Any Trope But You by Victoria Lavine
This novel is, at its heart, a love letter to romance itself, which makes it exactly the kind of book I want in my emergency mental health kit. The heroine finds herself at a crossroads, forced to reinvent her life and figure out who she wants to be after a career explosion.
For me, stories of reinvention are deeply comforting in moments of anxiety. They remind me that no matter how lost or overwhelmed I feel, change is possible—and even more, that it can be joyful. Reading a heroine who’s messy, brave, and willing to start over quiets that voice in my head that says “you’re stuck.” And because Lavine writes with such affection for the genre, the book feels like being wrapped in a warm blanket: it’s not just a story, it’s a reminder that romance itself is a safe, welcoming space.
Take a Hint, Dani Brown by Talia Hibbert
This is the kind of contemporary romance that flips expectations in the most satisfying way.
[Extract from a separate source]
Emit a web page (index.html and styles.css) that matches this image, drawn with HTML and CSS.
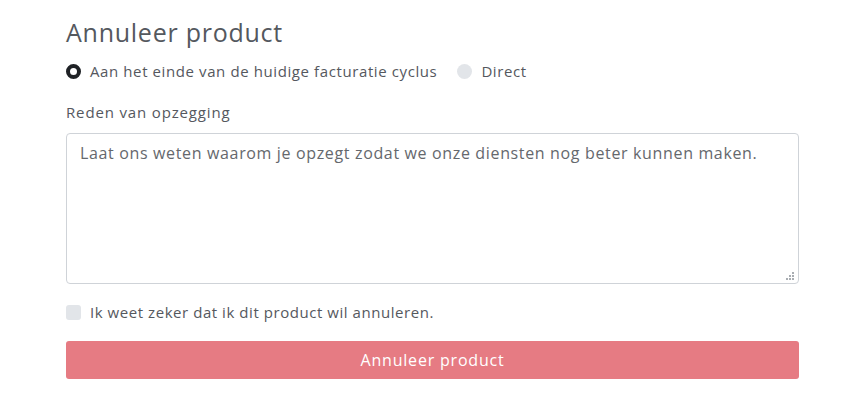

Dani, a whip-smart PhD student who swears she doesn’t have time for love, agrees to a fake relationship with Zaf, a former rugby player turned security guard. Zaf is gruff on the outside but soft at the core—a secret romance reader who believes in happy endings even when Dani doesn’t.
What makes this book essential to my emergency mental health kit is the role reversal: Dani is the one who has to face her fears, grow emotionally, and ultimately do the groveling. Watching a heroine mess up, learn, and fight for love feels deeply grounding when I’m anxious, because it’s a reminder that being imperfect doesn’t disqualify you from happiness. Pair that with Zaf—a hero who openly loves romance novels, therapy, and vulnerability—and you get a story that insists on the value of softness in a world that doesn’t always make space for it. It’s warm, funny, and tender, and it steadies me when I need to be reminded that growth and love can coexist with all my messy human parts.
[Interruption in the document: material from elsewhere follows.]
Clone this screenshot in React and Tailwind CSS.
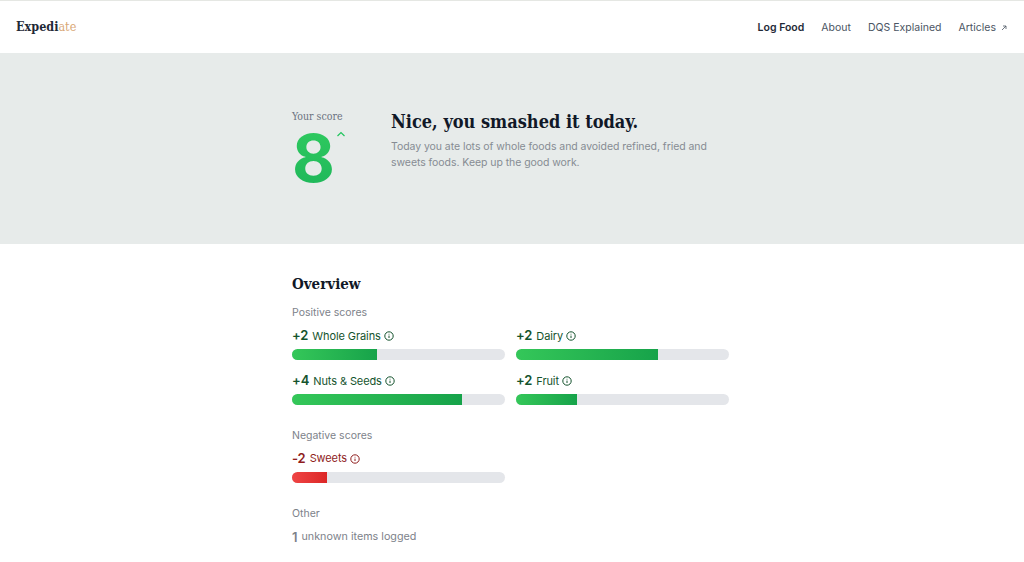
const serif = "font-['DejaVu_Serif_Condensed','DejaVu_Serif',serif]";

function InfoIcon() {
  return (
    <svg width="10" height="10" viewBox="0 0 10 10" fill="none" stroke="currentColor" strokeWidth="1" className="shrink-0">
      <circle cx="5" cy="5" r="4.2" />
      <path d="M5 4.6v2.4M5 2.8v.7" />
    </svg>
  );
}

function ScoreBar({ score, label, percent, negative }) {
  return (
    <div>
      <div className={`flex h-[18px] items-center text-[11px] tracking-[-0.1px] ${negative ? "text-[#8f1d1d]" : "text-[#14532d]"}`}>
        <span className="mr-[4px] text-[13px] font-semibold">{score}</span>
        <span className="mr-[3px]">{label}</span>
        <InfoIcon />
      </div>
      <div className="mt-[4px] h-[11px] w-full overflow-hidden rounded-full bg-[#e4e6ea]">
        <div
          className={`h-full bg-gradient-to-r ${negative ? "from-[#ef4444] to-[#dc2626]" : "from-[#34c759] to-[#16a34a]"}`}
          style={{ width: `${percent}%` }}
        />
      </div>
    </div>
  );
}

export default function App() {
  return (
    <div className="min-h-[562px] bg-white font-['Inter',sans-serif] text-[#6b7280]">
      <header className="flex h-[53px] items-center justify-between border-t border-[#e5e7e3] pl-4 pr-[17px]">
        <div className={`${serif} text-[12.5px] font-bold text-[#1f2937]`}>
          Expedi<span className="font-normal text-[#d9a877]">ate</span>
        </div>
        <nav className="mt-[1px] flex items-center gap-[17px] text-[10.5px] text-[#4b5563]">
          <span className="font-semibold text-[#1f2937]">Log Food</span>
          <span>About</span>
          <span>DQS Explained</span>
          <span className="flex items-center gap-[5px]">
            Articles
            <svg width="6" height="6" viewBox="0 0 6 6" fill="none" stroke="currentColor" strokeWidth="0.8">
              <path d="M1 5l4-4M2 1h3v3" />
            </svg>
          </span>
        </nav>
      </header>

      <section className="h-[191px] bg-[#e7ebea]">
        <div className="ml-[292px] flex pt-[57px]">
          <div className="relative w-[99px]">
            <div className={`${serif} text-[10.5px] leading-[13px] text-[#6b7280]`}>Your score</div>
            <div className="mt-[7px] w-fit bg-gradient-to-b from-[#2ec95f] to-[#1fb85a] bg-clip-text text-[66px] font-bold leading-[56px] text-transparent">8</div>
            <svg width="10" height="6" viewBox="0 0 10 6" fill="none" stroke="#22c55e" strokeWidth="1.2" className="absolute left-[44px] top-[21px]">
              <path d="M1.500 5L5 1.500 8.500 5" />
            </svg>
          </div>
          <div>
            <h1 className={`${serif} text-[18px] font-bold leading-[24px] text-[#111827]`}>Nice, you smashed it today.</h1>
            <p className="mt-[5px] w-[330px] text-[10.5px] leading-[16px] tracking-[-0.06px] text-[#868b93]">
              Today you ate lots of whole foods and avoided refined, fried and sweets foods. Keep up the good work.
            </p>
          </div>
        </div>
      </section>

      <main className="ml-[292px] w-[437px] pt-[30px]">
        <h2 className={`${serif} text-[15px] font-bold leading-[20px] text-[#111827]`}>Overview</h2>
        <div className="mt-[12px] text-[10.5px] leading-[14px] text-[#7d828a]">Positive scores</div>
        <div className="mt-[7px] grid grid-cols-2 gap-x-[11px] gap-y-[12px]">
          <ScoreBar score="+2" label="Whole Grains" percent={40} />
          <ScoreBar score="+2" label="Dairy" percent={66.500} />
          <ScoreBar score="+4" label="Nuts & Seeds" percent={80} />
          <ScoreBar score="+2" label="Fruit" percent={28.500} />
        </div>
        <div className="mt-[24px] text-[10.5px] leading-[14px] text-[#7d828a]">Negative scores</div>
        <div className="mt-[6.5px] grid grid-cols-2 gap-x-[11px]">
          <ScoreBar score="-2" label="Sweets" percent={16.500} negative />
        </div>
        <div className="mt-[24px] text-[10.5px] leading-[14px] text-[#7d828a]">Other</div>
        <div className="mt-[9px] flex items-center text-[10.75px] leading-[14px] text-[#7d828a]">
          <span className="mr-1 text-[13px] font-semibold">1</span>unknown items logged
        </div>
      </main>
    </div>
  );
}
The Madness of Lord Ian Mackenzie by Jennifer Ashley
The Madness of Lord Ian Mackenzie by Jennifer Ashley is one of those books that proves why historical romance belongs in my emergency mental health kit. It follows Ian Mackenzie, a Scottish lord in the late 1800s who the world deems “mad” but who we now understand as autistic. When he meets Beth, a clever widow who sees past his differences, the two get swept up in both a murder mystery and a passionate love story.
Part of what makes this book so comforting in a crisis is the way it reframes difference as worthy of love, not pity. Ian is intense, blunt, and doesn’t always navigate social cues the way others expect—but the romance never treats him as broken. Instead, Beth treasures him as he is. In my own moments of anxiety or overstimulation, reading a love story that insists on the dignity and desirability of a neurodivergent hero feels like both a balm and a mirror. Add in the lush historical setting, the family drama, and the guaranteed happy ending, and it becomes the perfect book to quiet my racing brain: immersive enough to distract me, safe enough to soothe me.